9        As for Tiggs’s claim that he is entitled to 112 months’ credit for time served on count one, his imprisonment terms were ordered to be consecutive.  He does not get credit against the second term for time served on the first term, even though he was concurrently serving probation on the second count.  See ibid.  To be eligible for sentence credit, a defendant must be in custody “‘in connection with the course of conduct for which sentence was imposed.’”  See State v. Johnson, 2009 WI 57, ¶32, 318 Wis. 2d 21, 38, 767 N.W.2d 207, 216 (citing Wis. Stat. § 973.155(1)(a)).  Tiggs’s 112 months in custody were for his conduct relating to count one, not count two.  See Johnson, 2009 WI 57, ¶76, 318 Wis. 2d at 54, 767 N.W.2d at 223 (“The fact that sentences are concurrent and are imposed at the same time does not alter the statutory mandate that credit toward service of a sentence be based on custody is ‘in connection with’ the course of conduct giving rise to that sentence[.]”).  Tiggs will not receive dual credit.

II.  Illegal Sentence

10      Tiggs also sought sentence modification on an alleged “new factor”—that his sentence structure was illegal.  Tiggs believes that Wis. Stat. §§ 973.09(1)(a) & 973.15(2)(a) required the circuit court to order his term of probation be served consecutively, rather than concurrently. 

11      Wisconsin Stat. § 973.09(1)(a) provides, in relevant part:

[I]f a person is convicted of a crime, the court, by order, may withhold sentence or impose sentence under s. 973.15 and stay its execution, and in either case place the person on probation to the department for a stated period….  The period of probation may be made consecutive to a sentence on a different charge, whether imposed at the same time or previously.

Wisconsin Stat. § 973.15(2)(a) allows a circuit court to “impose as many sentences as there are convictions and may provide that any such sentence be concurrent with or consecutive to any other sentence imposed at the same time or previously.”

12      Tiggs appears to believe that the two statutes must be read together and, because Wis. Stat. § 973.15(2)(a) provides that a sentence may be concurrent or consecutive, it was wrong of the circuit court to make his imposed and stayed sentence consecutive when the probation was concurrent.[6]  Tiggs is incorrect.

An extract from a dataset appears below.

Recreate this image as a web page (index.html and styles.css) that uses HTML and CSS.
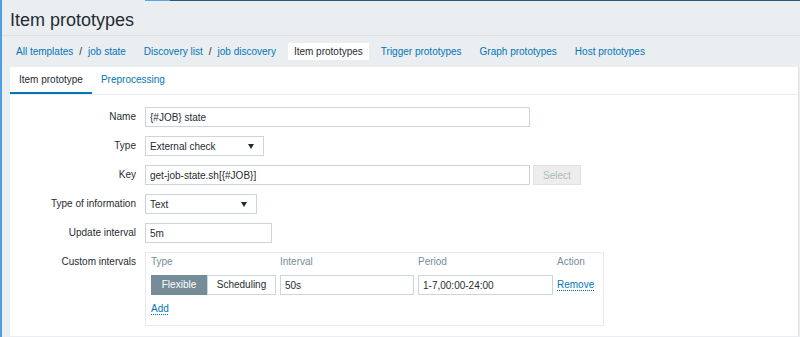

13      Wisconsin Stat. § 973.15(2)(a) allows the circuit court to make a sentence concurrent or consecutive.  Wisconsin Stat. § 973.09(1)(a) then allows the circuit court to stay the sentence so that it can impose probation.  During the stay, the sentence has no effect—it is neither concurrent nor consecutive—and, if the probationer is successfully discharged, the sentence will never have to be served.  But the circuit court is also allowed to set parameters for the probationary term.  While § 973.09(1)(a) allows the circuit court to make the term consecutive, it does not prohibit the term from being concurrent.  Nothing in § 973.09(1)(a), alone or in combination with § 973.15(2)(a), requires the probationary term’s structure to match the imposed-and-stayed sentence’s structure.[7]  Indeed, the same sentence structure that Tiggs received—two consecutive prison terms, the longer one imposed and stayed for concurrent probation—was affirmed in State v. Aytch, 154 Wis. 2d 508, 453 N.W.2d 906 (Ct. App. 1990).

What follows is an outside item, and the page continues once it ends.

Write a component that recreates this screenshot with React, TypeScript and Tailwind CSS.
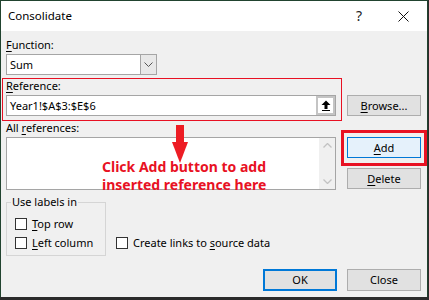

14      In any event, we also note that under no circumstances is this allegedly “unconstitutional” sentence structure a new factor.  A new factor is a fact or set of facts that is “highly relevant to the imposition of sentence, but not known to the trial judge at the time of original sentencing, either because it was not then in existence or because, even though it was then in existence, it was unknowingly overlooked by all of the parties.”  Rosado v. State, 70 Wis. 2d 280, 288, 234 N.W.2d 69, 73 (1975); see also State v. Harbor, 2011 WI 28, ¶40, 333 Wis. 2d 53, 74, 797 N.W.2d 828, 838.  If the sentence structure was unconstitutional, it was unconstitutional at the time it was imposed and Tiggs could have objected at the time of original sentencing.  Though Tiggs blames the circuit court for overlooking the illegality, the new factor must have been unknown to the circuit court and unknowingly overlooked by the parties.  Tiggs never claims that either party unknowingly overlooked the issue, so he has failed to identify a new factor.[8]

            By the Court.—Orders affirmed.

            This opinion shall not be published.  See Wis. Stat. Rule 809.23(1)(b)5.


 



[1]  This order was entered by the Honorable Paul R. Van Grunsven.

[2]  This order was entered by the Honorable Jeffrey A. Wagner, who, coincidentally, had originally imposed Tiggs’s sentences in 1996. 

[3]  Accordingly, we accept the State’s analysis demonstrating why the circuit court was correct to conclude the administrative law judge had already properly credited Tiggs for the period of time between June 25, 2008, and March 17, 2009.

[4]  It does not appear that the sixty-nine days’ credit was raised in the circuit court. 

[5]  The line is missing any specification of the amount of credit; Tiggs reads it in from the earlier section.

[6]  Tiggs accuses the circuit court—specifically, Judge Wagner—of ignoring the statutes seventeen years ago, and asserts, “This type of judicial arrogance is utterly ineffatable [sic] and explains the backlog of the Higher Courts sorting through the too frequent sentence quandaries created by the overimaginative sitting circuit court judges.”  We caution Tiggs that a cardinal rule of effective appellate writing is to avoid disparaging the court.  See State v. Rossmanith, 146 Wis. 2d 89, 89, 430 N.W.2d 93, 93 (1988) (per curiam).

[7]  It is also not clear why Tiggs believes this matters.  If his probation had been consecutive rather than concurrent, he would still have been serving it when he was arrested in 2008.  It would presumably still have been revoked, he would still have started his imposed-and-stayed fifteen-year sentence, and he would still not be entitled to any sentence credit for time served on the first armed robbery conviction.

[8]  Although we stress, of course, that there actually was no unconstitutional sentence issue that required objection.